If our two test scores feature a similar standard deviation, then the driver of the slope $\hat\beta$ is the correlation between the two scores.  And the driver of the correlation of the test scores is the overall magnitude of the standard deviations of the test scores.

The term Regression to the Mean comes from the fact that our predicted values will be closer to the mean than the observed values due to the fact that $\hat\beta$ is less than 1.  Multiplication by $\hat\beta$ is how we regress observations towards the mean.

In general, regression to the mean will entail building an estimate of the form
$$
    \text{Regressed Estimate} = w \cdot \text{Observation} + (1 - w) \cdot \text{Mean}
$$
where $w$ is between 0 and 1.  For $w$ close to 1, we do not regress much because we think the observation is more important.  For $w$ close to 0, we regress a lot because we think the noise in the observation renders it not informative and the mean is a better guess.

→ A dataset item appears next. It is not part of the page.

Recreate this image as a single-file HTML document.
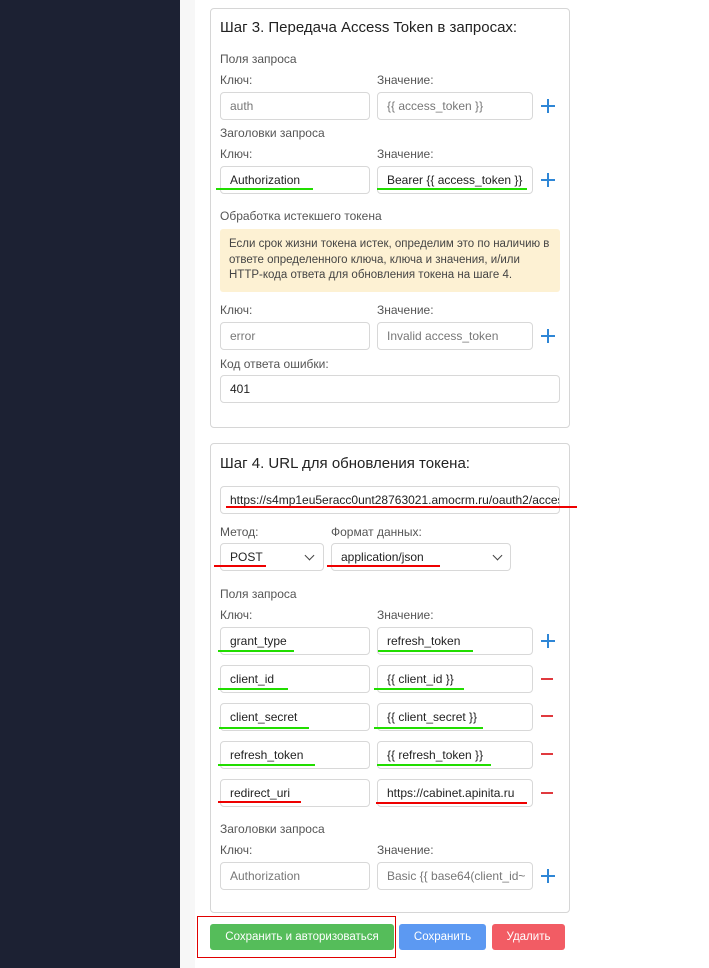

The next cell should help convince you that the order of the regression (predicting Test 2 from Test 1) doesn't matter.  In general, predictions should not be as far from the mean as the observations.

For more on this, see Sec 15.2 of Inferential Thinking: https://www.inferentialthinking.com/chapters/15/2/regression-line.html

In [None]:
std_score = 5
scores1 = student_talents + np.random.normal(0, std_score, size=n)
scores2 = student_talents + np.random.normal(0, std_score, size=n)
scores = Table().with_columns(['scores1', scores1, 'scores2', scores2])

scores.scatter('scores1', select='scores2')

# Flip the variables and regress scores1 onto scores2
params, _, _ = linear_fit(scores2, scores1, constant=True)
intercept, slope = params

print(f"Avg Score 1: {np.mean(scores1):.3f}")
print(f"Avg Score 2: {np.mean(scores2):.3f}")
print(f"Predicted Score 1 = {slope:.3f} x (Score 2) + {intercept:.3f}")
print(f"Predicted Score 1 = {slope:.3f} x (Score 2 - Avg Score) + {intercept + slope * np.mean(scores2):.3f}")

## 2. Updating Beliefs

At first, this section might appear to be unrelated.  But we will see how we can relate the concept of prior belief, updates, and Bayesian thinking with regression to the mean.

We're going to do some coin tossing.  Our coin will have a probability $p$ of coming up heads.  We don't know $p$ and we're going to try to come up with an estimate for $p$.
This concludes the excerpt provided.